PhD Thesis Defense
Thermal emission is our most ubiquitous light source, as all objects with non-zero temperature emit this type of radiation. Consequently, our ability to shape the spectral and directional properties of thermally emitted and absorbed light by structures is both intriguing at a fundamental level and has practical implications for infrared light sources, radiative cooling, and energy harvesting systems. To impart desired properties to emitted radiation, nanophotonic designs where subwavelength features are patterned into structures have proved effective in preliminary demonstrations of engineered nanoscale control of thermal emission.
In this thesis, we leverage nanophotonic designs to demonstrate new phenomena in the context of thermal emission. We first use a guided-mode structure made of a-Si to resonantly couple to magneto-optically active InAs. The magneto-optic response is a common effect used in nonreciprocal optical elements, which we use here to directly observe a violation of the Kirchhoff thermal radiation law, a strict equality in the spectral, directional absorptivity and emissivity. This demonstration is significant in two ways: first, it opens new avenues to design thermal emitters with distinct spectral, directional emissivity and absorptivity properties and second, it confirms theoretical predictions which have long lacked experimental confirmation.

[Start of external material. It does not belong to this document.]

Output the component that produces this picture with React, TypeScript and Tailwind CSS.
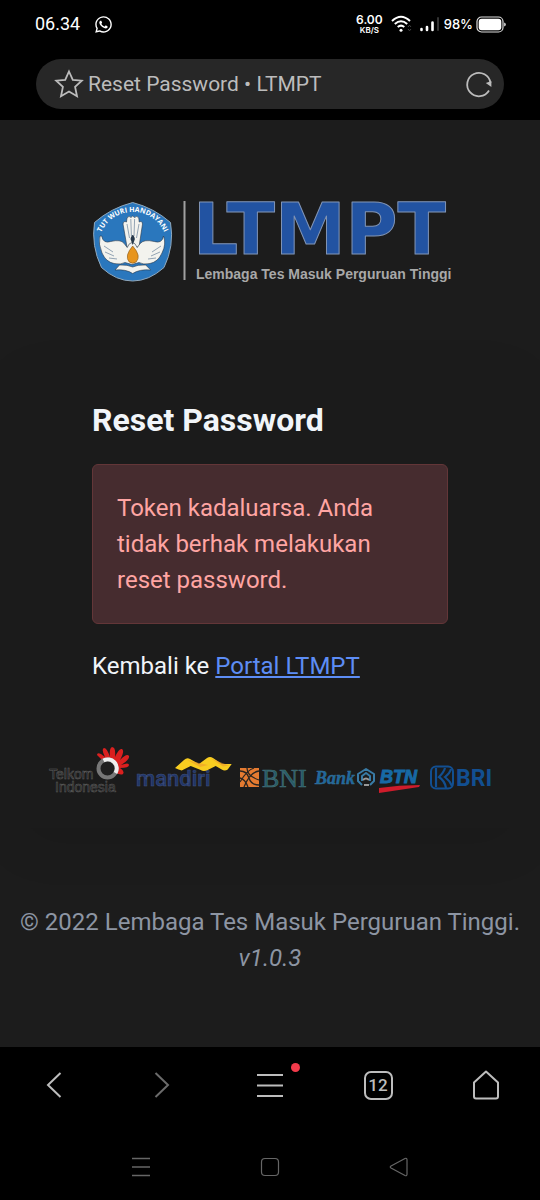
import { FaWhatsapp } from "react-icons/fa";

function StatusBar() {
  return (
    <div className="flex h-12 items-center justify-between pl-[35px] pr-[34px] text-white">
      <div className="flex items-center gap-3.5">
        <span className="text-lg leading-6">06.34</span>
        <FaWhatsapp size={19} aria-label="WhatsApp" />
      </div>
      <div className="flex items-center">
        <div className="flex flex-col items-center font-[Inter] font-semibold">
          <span className="text-[12px] leading-3">6.00</span>
          <span className="text-[8px] leading-2">KB/S</span>
        </div>
        <svg className="ml-2" width="22" height="18" viewBox="0 0 22 18" fill="none" stroke="#fff" strokeWidth="2" aria-hidden="true">
          <path d="M1 6Q10 -2.500 19 6M3.800 9Q10 3.500 16.200 9M6.700 12Q10 9.200 13.300 12" />
          <circle cx="10" cy="15.200" r="1.500" fill="#fff" stroke="none" />
          <path d="M17 12l1.500-1.800 1.500 1.800M17 14l1.500 1.800 1.500-1.800" stroke="#444" strokeWidth="1" />
        </svg>
        <svg className="ml-1.5" width="21" height="18" viewBox="0 0 21 18" strokeWidth="2.600" strokeLinecap="round" aria-hidden="true">
          <path d="M2.500 14v1M8 12v3M13.500 7.500v7.500" stroke="#fff" />
          <path d="M19 3v12" stroke="#333" strokeWidth="2" />
        </svg>
        <span className="ml-1 font-[Inter] text-[13px] font-medium leading-5">98%</span>
        <svg className="ml-[3px]" width="30" height="17" viewBox="0 0 30 17" aria-hidden="true">
          <rect x="1" y="1" width="26" height="15" rx="4.500" fill="none" stroke="#ddd" strokeWidth="1.200" />
          <rect x="2.700" y="2.700" width="22.600" height="11.600" rx="3" fill="#fff" />
          <path d="M28 6.500q2 .3 2 2t-2 2z" fill="#bbb" />
        </svg>
      </div>
    </div>
  );
}

function AddressBar() {
  return (
    <div className="px-9 py-[11px]">
      <div className="flex h-[50px] items-center rounded-full bg-[#272727] pl-[18px] pr-[11px] text-[#bcbcbc]">
        <button type="button" aria-label="Bookmark" className="shrink-0">
          <svg width="30" height="30" viewBox="0 0 30 30" fill="none" stroke="currentColor" strokeWidth="1.800">
            <path d="M15 2.500l3.800 8.300 9 .9-6.700 6.200 1.900 9.300L15 22.500l-8 4.700 1.900-9.300-6.700-6.200 9-.9z" />
          </svg>
        </button>
        <span className="ml-1 flex-1 text-[21px] leading-7">Reset Password • LTMPT</span>
        <button type="button" aria-label="Reload" className="shrink-0">
          <svg width="28" height="28" viewBox="0 0 28 28" fill="none" stroke="currentColor" strokeWidth="1.800">
            <path d="M24 20.500A11.700 11.700 0 1 1 25.500 13" />
            <path d="M20.800 13l5.600 4V11z" fill="currentColor" stroke="none" />
          </svg>
        </button>
      </div>
    </div>
  );
}

function LtmptLogo() {
  return (
    <svg className="w-full overflow-visible" viewBox="0 0 356 88" role="img" aria-label="LTMPT - Lembaga Tes Masuk Perguruan Tinggi">
      <defs>
        <path id="motto" d="M8 35.500A34.500 34.500 0 0 1 73.500 35.500" />
      </defs>
      <path d="M40.700 2.500Q62 8 78.500 22.500Q82.500 46 72 67.500Q57 81 40.700 81Q24 81 9.500 67.500Q-1 46 2.500 22.500Q19 8 40.700 2.500z" fill="#2a77bd" stroke="#90a9be" strokeWidth="1" />
      <text fill="#fff" fontSize="7" fontWeight="700" fontFamily="Open Sans, sans-serif">
        <textPath href="#motto" startOffset="50%" textAnchor="middle">TUT WURI HANDAYANI</textPath>
      </text>
      <g fill="#f3f3ee" stroke="#26384a" strokeWidth=".6" strokeLinejoin="round">
        <path d="M35 47L31 24q.5-3.500 3.500-2l.5-4q2-3 4-.5 1.700-3 3.500 0 2.500-2.500 4.300.5l.4 4q3-1.500 3.300 2L47 47z" />
        <path d="M9.700 36q1.500 8 9 5.500 10-2.500 13.500 2l3 4q2-5 5-5t5 5l3-4q4-4.500 14-2 8 2.500 9.300-5.500 3 8-1.500 17-4 9-12 10.500-7 1.500-11-1l-7 2-7-2q-4 2.500-11 1-8-1.500-12-10.500-4-9-2-17z" />
        <path d="M23 70l4.500-5q8-.5 13.200 2 5-2.500 13-2l5 5q-11-1-18 3.500Q34 69 23 70z" />
      </g>
      <path d="M35 24l2.500 14M38.800 19l.6 17M42.600 19l-.6 17M47 24l-2.500 14M12 46l9 6M13 52l9 4M17 58l8 1M69 46l-9 6M68 52l-9 4M64 58l-8 1" fill="none" stroke="#68819a" strokeWidth=".7" />
      <path d="M40.700 46q9 10 3.500 16-3.500 2.500-7 0Q32 56 40.700 46z" fill="#e7951e" stroke="#744813" strokeWidth=".5" />
      <path d="M38.500 39q2.200-8 4.400 0l-2.200 6z" fill="#26384a" />
      <path d="M92.500 1v79" stroke="#a0a0a0" strokeWidth="2" />
      <text x="101" y="54" fill="#2253a2" stroke="#8094b5" strokeWidth="1" strokeLinejoin="round" fontFamily="DejaVu Sans, sans-serif" fontWeight="700" fontSize="71">LTMPT</text>
      <text x="104" y="79" fill="#a8a8a8" fontFamily="Liberation Sans, sans-serif" fontWeight="700" fontSize="14">Lembaga Tes Masuk Perguruan Tinggi</text>
    </svg>
  );
}

function Sponsors() {
  return (
    <svg className="w-full" viewBox="0 0 444 60" role="img" aria-label="Telkom Indonesia, mandiri, BNI, Bank BTN, BRI">
      <g fontFamily="Liberation Sans, sans-serif" fontSize="14" fill="#1b1b1b" stroke="#606060" strokeWidth=".5">
        <text x="1" y="39">Telkom</text>
        <text x="7" y="52">Indonesia</text>
      </g>
      <path d="M57 25Q53 18 49 15q0-3 4-1l4 3Q53 9 56 8q3 0 6 9-1-9 2-10 4 0 3 10 4-9 7-8 3 2-2 11 7-7 9-4 1 3-8 9 8-3 8 0 0 3-9 3 5 3 3 6-3 2-9-3z" fill="#da201f" />
      <circle cx="59.500" cy="28.500" r="9" fill="#202020" stroke="#777" strokeWidth="4" />
      <path d="M55.500 20.500A9 9 0 0 1 67.500 33" fill="none" stroke="#eee" strokeWidth="4" />
      <text x="88" y="46" fontFamily="Roboto, sans-serif" fontWeight="500" fontSize="22" fill="#203568" stroke="#41527e" strokeWidth=".5">mandiri</text>
      <path d="M127 28l9-8q3-3 6-1l9 5 8-6q3-2 6 0l9 6 9.700 0-4 5.500q-3 2-6 0l-6-3.500-8 4q-4 2-7 0l-10-4-9 4.500q-3-1-6.700-2.500z" fill="#f8cd20" />
      <path d="M139 20l13 7 8-2-9-2zM163 18.500l12 8 6-1-8-3z" fill="#ec9b2d" opacity=".6" />
      <rect x="192" y="28" width="19" height="19" fill="#e57b31" />
      <path d="M192 31q7 0 9 7t10 7M199 28q0 8 12 12M192 38q5 1 8 9M211 31q-9 1-15 16M206 28q-7 2-14 14" fill="none" stroke="#292521" strokeWidth="1.300" />
      <text x="214" y="47" fontFamily="Liberation Serif, serif" fontSize="26" fill="#255b66" stroke="#456f77" strokeWidth=".6">BNI</text>
      <text x="267" y="44" fontFamily="Liberation Serif, serif" fontStyle="italic" fontWeight="700" fontSize="18" fill="#1d679e" stroke="#3a7194" strokeWidth=".4">Bank</text>
      <g fill="none" stroke="#397ba5" strokeWidth="2" strokeLinejoin="round">
        <path d="M314 45l-4-4V34l8-5 8 5v7l-4 4M314 41v-5l4-3 4 3v5" />
        <path d="M315 40q3-3 6 0M316 45h5" stroke="#999" />
      </g>
      <text x="332" y="43" fontFamily="Liberation Sans, sans-serif" fontStyle="italic" fontWeight="700" fontSize="18" fill="#1769a5" stroke="#1769a5" strokeWidth="1">BTN</text>
      <path d="M331 48q20-3 41-3l-1 2q-20 3-40 6z" fill="#cf1c2b" />
      <rect x="383" y="26.500" width="22" height="22" rx="5" fill="none" stroke="#124f91" strokeWidth="2" />
      <path d="M388 28v19M397 28q-1 4-6 9 6 4 7 11M403 29q-1 4-6 8 5 4 7 9" fill="none" stroke="#124f91" strokeWidth="2.200" />
      <text x="408" y="46" fontFamily="Roboto, sans-serif" fontWeight="700" fontSize="23" fill="#124f91">BRI</text>
    </svg>
  );
}

function BrowserNav() {
  const button = "relative flex items-center justify-center";
  return (
    <nav aria-label="Browser" className="grid h-[76px] grid-cols-5 text-[#bdbdbd]">
      <button type="button" aria-label="Back" className={button}>
        <svg width="32" height="32" viewBox="0 0 32 32" fill="none" stroke="currentColor" strokeWidth="2"><path d="M22.500 4L10 16l12.500 12" /></svg>
      </button>
      <button type="button" aria-label="Forward" className={button}>
        <svg width="32" height="32" viewBox="0 0 32 32" fill="none" stroke="#6b6b6b" strokeWidth="2"><path d="M9.500 4L22 16 9.500 28" /></svg>
      </button>
      <button type="button" aria-label="Menu" className={button}>
        <span className="relative">
          <svg width="32" height="32" viewBox="0 0 32 32" stroke="currentColor" strokeWidth="2.200"><path d="M3 6h26M3 16.500h26M3 27h26" /></svg>
          <span className="absolute -right-[14px] -top-[6px] size-[9px] rounded-full bg-[#f23b4b]" />
        </span>
      </button>
      <button type="button" aria-label="12 tabs" className={button}>
        <span className="flex size-[29px] items-center justify-center rounded-[7px] border-2 border-[#bdbdbd] text-[17px] font-medium leading-5">12</span>
      </button>
      <button type="button" aria-label="Home" className={button}>
        <svg width="32" height="32" viewBox="0 0 32 32" fill="none" stroke="currentColor" strokeWidth="2" strokeLinejoin="round"><path d="M16 2.500L28 13.500V27.500q0 2-2 2H6q-2 0-2-2V13.500z" /></svg>
      </button>
    </nav>
  );
}

function SystemNav() {
  const button = "flex items-center justify-center";
  return (
    <nav aria-label="System" className="mt-[11px] grid h-[66px] grid-cols-3 px-19 text-[#666]">
      <button type="button" aria-label="Recent apps" className={button}>
        <svg width="22" height="22" viewBox="0 0 22 22" stroke="currentColor" strokeWidth="1.500"><path d="M2 2.500h18M2 11h18M2 19.500h18" /></svg>
      </button>
      <button type="button" aria-label="Home screen" className={button}>
        <svg width="22" height="22" viewBox="0 0 22 22" fill="none" stroke="currentColor" strokeWidth="1.200"><rect x="2.500" y="2.500" width="17" height="17" rx="3.500" /></svg>
      </button>
      <button type="button" aria-label="System back" className={button}>
        <svg width="22" height="22" viewBox="0 0 22 22" fill="none" stroke="currentColor" strokeWidth="1.200" strokeLinejoin="round"><path d="M3 10L17 2.500q2-.8 2 1.200v14.600q0 2-2 1.200L3 12q-1.500-1 0-2z" /></svg>
      </button>
    </nav>
  );
}

export default function App() {
  return (
    <div className="flex min-h-screen flex-col bg-black font-[Roboto,sans-serif]">
      <header>
        <StatusBar />
        <AddressBar />
      </header>
      <main className="flex-1 bg-[#1c1c1c] px-5 text-2xl leading-9 text-[#f1f5f9]">
        <div className="px-[72px] pt-20">
          <LtmptLogo />
        </div>
        <section className="mt-[77px] bg-[#1b1b1b] pb-7 shadow-[0_16px_48px_rgba(0,0,0,0.08)]">
          <div className="px-[72px] pt-[35px]">
            <h1 className="text-[32px] font-bold leading-10">Reset Password</h1>
            <div role="alert" className="mt-6 rounded-md border border-[#633638] bg-[#462c2f] px-6 py-[25px] text-[#ffa5a3]">
              Token kadaluarsa. Anda tidak berhak melakukan reset password.
            </div>
            <p className="mt-6">
              Kembali ke <a href="#portal" className="text-[#5d8df5] underline">Portal LTMPT</a>
            </p>
          </div>
          <div className="mt-14 px-7">
            <Sponsors />
          </div>
        </section>
        <footer className="mt-[76px] whitespace-nowrap text-center text-[#8d95a3]">
          <p>© 2022 Lembaga Tes Masuk Perguruan Tinggi.</p>
          <p className="italic">v1.0.3</p>
        </footer>
      </main>
      <footer>
        <BrowserNav />
        <SystemNav />
      </footer>
    </div>
  );
}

We then extend this experimental Kirchhoff violation to a broadband, directive thermal emitter. The nanophotonic design to achieve this is a deeply subwavelength structure of gradient epsilon-near-zero InAs layers that couple to a Berreman mode. The angular selectivity is determined by the stack thickness, while the broadband spectral range of the effect is imparted by the closely spectrally separated epsilon-near-zero wavelengths.
Finally, we theoretically and experimentally lay the groundwork for a thermal lens, where emitted radiation is directed to a focus a given distance above the surface of the structure. Using a combination of coupled dipole approximation, global optimization, and experimental measurements, we realize the necessary collective and local resonance conditions for this effect.